Finding which inputs yield the highest value from a score function

I have a function that returns a score that is calculated based on inputs. Below is a very simple example.

def score(i, j):
    if i <= 2 and j <= 3:
        return i * j
    return 0

We can see that the ideal inputs for the function are i=2 and j=3, giving the highest score possible of 6. I would like a method so that I can search for these ideal input values. The simplest would be

max_score = 0
ideal_i = ideal_j = None
for i in range(5):
    for j in range(5):
        s = score(i, j)
        if s > max_score:
            ideal_i, ideal_j = i, j
            max_score = s
print(ideal_i, ideal_j)  # prints 2 3

But what if the ideal values are floats? What if they are outside the bounds of 0 and 4? What if I have 3 inputs I want to find?

This feels like a machine learning & calculus problem, but I am unfamiliar with an implementation that would work. I imagine a 2D graph with i and j on the x and y axis, and some heat map showing the value of score(i, j) for each coordinate. The algorithm would search around for a local maximum in this graph (similar to machine learning searching for a local minimum loss value). Any insight into what this would be like, or what to search for would be appreciated.

Solution

What you're looking for is probably Black-Box optimization or Derivative-free optimization. The problem formulation is to optimize some function of which you don't know the analytical form (a black-box, you can only evaluate inputs to the function) and you don't have (direct) access to the derivatives. Note that these methods do not guarantee to find a global optimum.

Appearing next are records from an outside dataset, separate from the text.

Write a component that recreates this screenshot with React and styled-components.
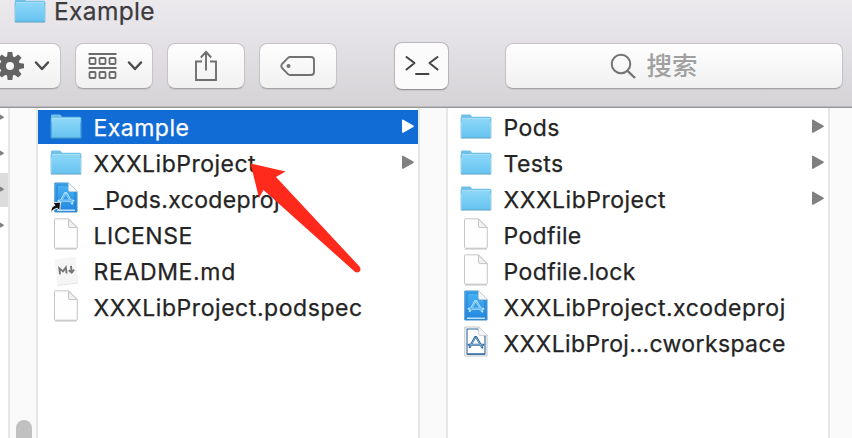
import React from "react";
import styled, { createGlobalStyle } from "styled-components";

const GlobalStyle = createGlobalStyle`
  * { box-sizing: border-box; }
  body { margin: 0; overflow: hidden; background: #fff; font-family: Inter, "Noto Sans CJK SC", sans-serif; }
  svg { display: block; flex: none; }
`;

const Window = styled.div`
  position: relative;
  width: 852px;
  height: 438px;
  overflow: hidden;
  display: flex;
  flex-direction: column;
  background: #fff;
`;

const Header = styled.header`
  flex: none;
  height: 108px;
  overflow: hidden;
  background: linear-gradient(#ebe9ec 0, #e6e4e8 30px, #d5d3d6 106px);
  border-bottom: 1px solid #979698;
  box-shadow: inset 0 -1px #bbb9bc;
`;

const TitleBar = styled.div`
  display: flex;
  align-items: flex-start;
  gap: 6px;
  height: 26px;
  padding-left: 14px;
  > svg { margin-top: -6px; }
`;

const Title = styled.span`
  font-size: 24.5px;
  line-height: 23px;
  letter-spacing: 0.35px;
  color: #3d3b3e;
  -webkit-text-stroke: 0.25px currentColor;
`;

const Toolbar = styled.div`
  display: flex;
  align-items: center;
  width: 860px;
  height: 48px;
  margin: 16px 0 0 -17px;
`;

const ToolButton = styled.div`
  display: flex;
  align-items: center;
  justify-content: center;
  flex: none;
  width: 78px;
  height: 46px;
  margin-right: 14px;
  border: 1px solid #c6c4c7;
  border-bottom-color: #a5a3a6;
  border-radius: 8px;
  background: linear-gradient(#fefefe, #f1f1f1);
  box-shadow: 0 1px 1px rgba(0, 0, 0, 0.08);
`;

const MenuButton = styled(ToolButton)`
  gap: 10px;
  padding-left: 2px;
`;

const TerminalButton = styled(ToolButton)`
  width: 55px;
  height: 48px;
  margin: 0 56px 0 43px;
  background: #fbfbfb;
  border-color: #b8b6b9;
  border-bottom-color: #949295;
`;

const SearchField = styled(ToolButton)`
  width: 338px;
  margin: 0;
  padding-right: 40px;
  gap: 10px;
  font-size: 25.500px;
  line-height: 30px;
  font-weight: 500;
  color: #a0a0a0;
  span { margin-top: -1px; }
`;

const Browser = styled.main`
  flex: 1;
  min-height: 0;
  display: flex;
`;

const Column = styled.section`
  flex: none;
  width: ${(p) => p.$width}px;
  padding-top: 2px;
  display: flex;
  flex-direction: column;
  gap: 2px;
  overflow: hidden;
`;

const EdgeColumn = styled(Column)`
  padding-top: 0;
  > :first-child { margin-top: -7px; }
`;

const Gutter = styled.div`
  flex: none;
  display: flex;
  flex-direction: column;
  justify-content: flex-end;
  width: 30px;
  padding-left: 6px;
  border: solid #e7e7e7;
  border-width: 0 2px;
  background: #fafafa;
`;

const ScrollThumb = styled.div`
  width: 16px;
  height: 18px;
  border-radius: 8px 8px 0 0;
  background: #c1c1c1;
`;

const Row = styled.div`
  flex: none;
  display: flex;
  align-items: center;
  height: 34px;
  padding: 0 4px 0 12px;
  color: ${(p) => (p.$selected ? "#fff" : "#242424")};
  background: ${(p) => (p.$selected ? "#116cd6" : "transparent")};
`;

const EdgeRow = styled.div`
  flex: none;
  display: flex;
  justify-content: flex-end;
  align-items: center;
  height: 34px;
  padding-right: 4px;
  background: ${(p) => (p.$selected ? "#dcdcdc" : "transparent")};
`;

const Label = styled.span`
  flex: 1;
  padding-top: 2px;
  margin-left: 9.5px;
  font-size: 23px;
  line-height: 34px;
  letter-spacing: ${(p) => p.$spacing}px;
  white-space: nowrap;
  -webkit-text-stroke: 0.25px currentColor;
`;

const PointerArrow = styled.svg`
  position: absolute;
  left: 245px;
  top: 158px;
`;

function FolderIcon() {
  return (
    <svg width="34" height="34" viewBox="0 0 34 34">
      <defs>
        <linearGradient id="folder" x1="0" y1="0" x2="0" y2="1">
          <stop offset="0" stopColor="#8ed8f9" />
          <stop offset="1" stopColor="#67c3f0" />
        </linearGradient>
      </defs>
      <path d="M1 7V5.800Q1 4.500 2.300 4.500H9.500Q10.500 4.500 11.200 5.500L12 6.700H29.800Q31 6.700 31 8V12H1Z" fill="#70c0e7" />
      <path d="M1.400 8H30.600V27.500H1.400Z" fill="url(#folder)" />
      <path d="M1.500 8.500H30.500" stroke="#a4e0fa" />
      <path d="M1 8V27.500H31V8" fill="none" stroke="#5fb4dc" strokeWidth=".7" />
      <path d="M1 28H31" stroke="#55a4ca" strokeWidth="1" />
    </svg>
  );
}

function FileIcon() {
  return (
    <svg width="34" height="34" viewBox="0 0 34 34">
      <path d="M5.300 .8H18.500L27.300 9.600V29.200Q27.300 30.200 26.300 30.200H5.300Q4.500 30.200 4.500 29.200V1.700Q4.500 .8 5.300 .8Z" fill="#fefefe" stroke="#c6c6c6" />
      <path d="M4.800 31H27" stroke="#b5b5b5" strokeWidth=".8" />
      <path d="M18.500 1V8Q18.500 9.600 20 9.600H27Z" fill="#f2f2f2" stroke="#bdbdbd" strokeWidth=".9" />
    </svg>
  );
}

function XcodeIcon({ kind = "project", alias = false }) {
  const project = kind === "project";
  const ink = project ? "#b9e6ff" : "#2c689c";
  return (
    <svg width="34" height="34" viewBox="0 0 34 34">
      <defs>
        <linearGradient id="xcode" x1="0" y1="0" x2="0" y2="1">
          <stop offset="0" stopColor="#49b5f5" />
          <stop offset="1" stopColor="#2286de" />
        </linearGradient>
      </defs>
      <path d="M4.800 1H18.500L27 9.500V30H4.800Z" fill={project ? "url(#xcode)" : "#fff"} stroke={project ? "#4390cb" : "#bfc3c7"} />
      <path d="M7 28V3H17.700L25 10.500V28Z" fill="none" stroke={project ? "#2584d2" : "#2c689c"} strokeWidth="1.100" />
      <path d="M7 28.200H25" stroke={project ? "#d8f1ff" : "#2c689c"} strokeWidth="1.300" />
      <path d="M18.500 .8V8Q18.500 9.500 20 9.500H27.500Z" fill="#f3f6f8" stroke="#c5cbd0" strokeWidth=".8" />
      <g fill="none" stroke={ink} strokeLinecap="round">
        <path d="M15.200 11L9.800 21M16.200 11L22.200 21.500" strokeWidth="2.100" />
        <path d="M8.500 18.700H23.500" strokeWidth="1.900" />
      </g>
      <path d="M15.200 11.500L10.300 20.500M16.200 11.500L21.800 21M9.500 18.700H22.500" fill="none" stroke={project ? "#3b9de5" : "#9cc5e6"} strokeWidth=".7" />
      {alias && (
        <path d="M1 30.500Q.6 24.500 5 23.300L3 20.800L10.600 20L9.700 28.600L7.300 26.200Q3.500 26.700 1 30.500Z" fill="#111" stroke="#fff" strokeWidth=".9" />
      )}
    </svg>
  );
}

function MarkdownIcon() {
  return (
    <svg width="34" height="34" viewBox="0 0 34 34">
      <g transform="rotate(-7 16.500 17)">
        <path d="M6 4H27V30H6Z" fill="#f5f5f5" />
        <path d="M6 30.300H27" stroke="#dfdfdf" strokeWidth=".8" />
        <path d="M9.700 19.500V13.500L13 17L16.300 13.500V19.500M21.500 12.500V19M18.800 16.500L21.500 19.300L24.200 16.500" fill="none" stroke="#777" strokeWidth="1.900" />
      </g>
    </svg>
  );
}

function Disclosure({ color = "#808080" }) {
  return (
    <svg width="12" height="16" viewBox="0 0 12 16">
      <path d="M.8 1.400L11 7.200L.8 13Z" fill={color} stroke={color} strokeWidth="1.600" strokeLinejoin="round" />
    </svg>
  );
}

function Chevron() {
  return (
    <svg width="16" height="12" viewBox="0 0 16 12">
      <path d="M2 2.500L8 9L14 2.500" fill="none" stroke="#4c4c4c" strokeWidth="2.500" strokeLinecap="round" strokeLinejoin="round" />
    </svg>
  );
}

const teeth = [0, 45, 90, 135, 180, 225, 270, 315];

function GearIcon() {
  return (
    <svg width="28" height="28" viewBox="-14 -14 28 28">
      <circle r="7" fill="none" stroke="#636363" strokeWidth="6" />
      {teeth.map((a) => (
        <path key={a} d="M-3.200 -8L-2.300 -14H2.300L3.200 -8Z" transform={`rotate(${a})`} fill="#636363" />
      ))}
    </svg>
  );
}

function ArrangeIcon() {
  return (
    <svg width="29" height="28" viewBox="0 0 29 28">
      <path d="M.5 2H28.500M.5 16H28.500" stroke="#6b6b6b" strokeWidth="1.800" />
      {[6, 20].map((y) =>
        [1.5, 11.5, 21.5].map((x) => (
          <rect key={`${x}-${y}`} x={x} y={y} width="6" height="6" rx="1" fill="none" stroke="#6b6b6b" strokeWidth="1.800" />
        ))
      )}
    </svg>
  );
}

function ShareIcon() {
  return (
    <svg width="24" height="32" viewBox="0 0 24 32">
      <path d="M8 11.500H2V30H22V11.500H16M12 20.500V2.500M6.800 7.500L12 2L17.200 7.500" fill="none" stroke="#6f6f6f" strokeWidth="1.900" />
    </svg>
  );
}

function TagIcon() {
  return (
    <svg width="36" height="22" viewBox="0 0 36 22">
      <path d="M10 2H31Q34 2 34 5V17Q34 20 31 20H10Q8.800 20 8 19.200L2 13Q.7 11 2 9L8 2.800Q8.800 2 10 2Z" fill="none" stroke="#717171" strokeWidth="1.900" />
      <circle cx="8.500" cy="11" r="2" fill="#717171" />
    </svg>
  );
}

function TerminalIcon() {
  return (
    <svg width="36" height="24" viewBox="0 0 36 24">
      <path d="M2.500 3L10.500 9L2.500 15.500M33.500 3L25.500 9L33.500 15.500M12 20H24.500" fill="none" stroke="#444" strokeWidth="2" strokeLinecap="round" strokeLinejoin="round" />
    </svg>
  );
}

function SearchIcon() {
  return (
    <svg width="26" height="28" viewBox="0 0 26 28">
      <circle cx="11" cy="12" r="9.300" fill="none" stroke="#747474" strokeWidth="2" />
      <path d="M17.500 18.800L25 26" stroke="#747474" strokeWidth="2.300" />
    </svg>
  );
}

const icons = {
  folder: <FolderIcon />,
  file: <FileIcon />,
  project: <XcodeIcon />,
  alias: <XcodeIcon alias />,
  workspace: <XcodeIcon kind="workspace" />,
  markdown: <MarkdownIcon />,
};

const rootFiles = [
  { name: "Example", icon: "folder", spacing: 0.48, selected: true },
  { name: "XXXLibProject", icon: "folder", spacing: 0.5 },
  { name: "_Pods.xcodeproj", icon: "alias", spacing: 0.38 },
  { name: "LICENSE", icon: "file", spacing: 0.5 },
  { name: "README.md", icon: "markdown", spacing: 0.65 },
  { name: "XXXLibProject.podspec", icon: "file", spacing: 0.56 },
];

const exampleFiles = [
  { name: "Pods", icon: "folder", spacing: 0.4 },
  { name: "Tests", icon: "folder", spacing: 0.4 },
  { name: "XXXLibProject", icon: "folder", spacing: 0.5 },
  { name: "Podfile", icon: "file", spacing: 0.38 },
  { name: "Podfile.lock", icon: "file", spacing: 0.42 },
  { name: "XXXLibProject.xcodeproj", icon: "project", spacing: 0.49 },
  { name: "XXXLibProj…cworkspace", icon: "workspace", spacing: 0.37 },
];

function FileColumn({ files }) {
  return (
    <Column $width={380}>
      {files.map((f) => (
        <Row key={f.name} $selected={f.selected}>
          {icons[f.icon]}
          <Label $spacing={f.spacing}>{f.name}</Label>
          {f.icon === "folder" && <Disclosure color={f.selected ? "#fff" : undefined} />}
        </Row>
      ))}
    </Column>
  );
}

export default function App() {
  return (
    <Window>
      <GlobalStyle />
      <Header>
        <TitleBar>
          <FolderIcon />
          <Title>Example</Title>
        </TitleBar>
        <Toolbar>
          <MenuButton><GearIcon /><Chevron /></MenuButton>
          <MenuButton><ArrangeIcon /><Chevron /></MenuButton>
          <ToolButton><ShareIcon /></ToolButton>
          <ToolButton><TagIcon /></ToolButton>
          <TerminalButton><TerminalIcon /></TerminalButton>
          <SearchField><SearchIcon /><span>搜索</span></SearchField>
        </Toolbar>
      </Header>
      <Browser>
        <EdgeColumn $width={8}>
          {[0, 1, 2, 3].map((i) => (
            <EdgeRow key={i} $selected={i === 2}><Disclosure /></EdgeRow>
          ))}
        </EdgeColumn>
        <Gutter><ScrollThumb /></Gutter>
        <FileColumn files={rootFiles} />
        <Gutter />
        <FileColumn files={exampleFiles} />
        <Gutter />
      </Browser>
      <PointerArrow width="120" height="120" viewBox="245 158 120 120">
        <path d="M250.500 163.500L285.500 171.500L276 177L359.500 266.500Q361.500 269.500 359.500 271.500Q356.500 273.500 354 271L263.500 190L259 198Z" fill="#ff2a1b" />
      </PointerArrow>
    </Window>
  );
}
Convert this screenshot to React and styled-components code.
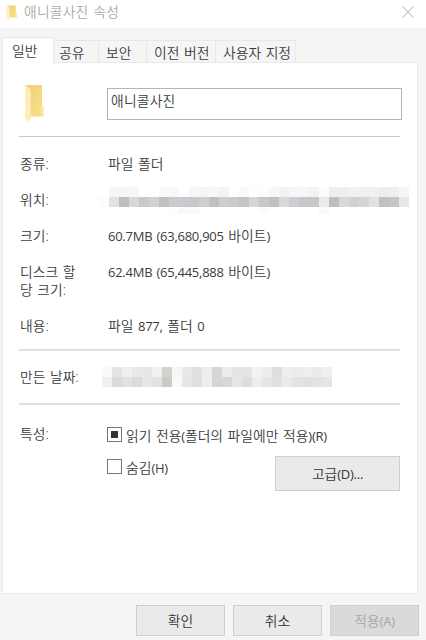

There are several methods to do so, the most simple one works similar for floats as it does for your example with integers. You define a equally spaced grid, evaluate the function at every grid point and keep track of the maximum. However if you don't know the function bounds or your function is high-dimensional this method scales bad and may fail to find any "good" optimum. A slightly better approach is to define a non-uniform or random grid of points, this would be then called Monte Carlo method and it scales better in high-dimensions. A more sophisticated version of this inspired by physics is Simulated Annealing. However the problem of not knowing the bounds still remains.

A more complex approach would be Evolution Strategy algorithms like CMA-ES. In a nutshell, these class of algorithms propose a generation of points at every iteration step, select the best ones among those points and propose the next generation of points based on the selected ones. Often times this is done by proposing a probability function (e.g. Normal) and using maximum likelihood method with the selected points to optimize the parameters of those function. Advantage here is that you don't have to define or know the bounds of your function a priori.

A third way to optimize such a black-box function is Bayesian optimization, which is particular useful if evaluating the back-box function is expensive or when there is noise involved. The idea is to propose a prior function for the function to optimize, measure at certain points (this is the crucial part) and update our believe on how the real function looks like. This is done in an iterative fashion often by using Gaussian Processes as class of functions. To be honest, this method would be kinda overkill for your simple example.

To address your last point regarding Neural Networks: Neural Networks are function approximators, that is they can represent any function, mapping from some input space to some output space, the inputs and outputs are already given (data and labels). NNs are parametrized and have a loss function for which the analytical form is known (e.g. Mean-Squared-Error, Cross-Entropy, etc.). Therefore it is possible to use methods that access derivatives like Stochastic Gradient Descent to find the best parameters. In you case the function is already given (although no analytical form of it) and you like to find the input that maximizes it.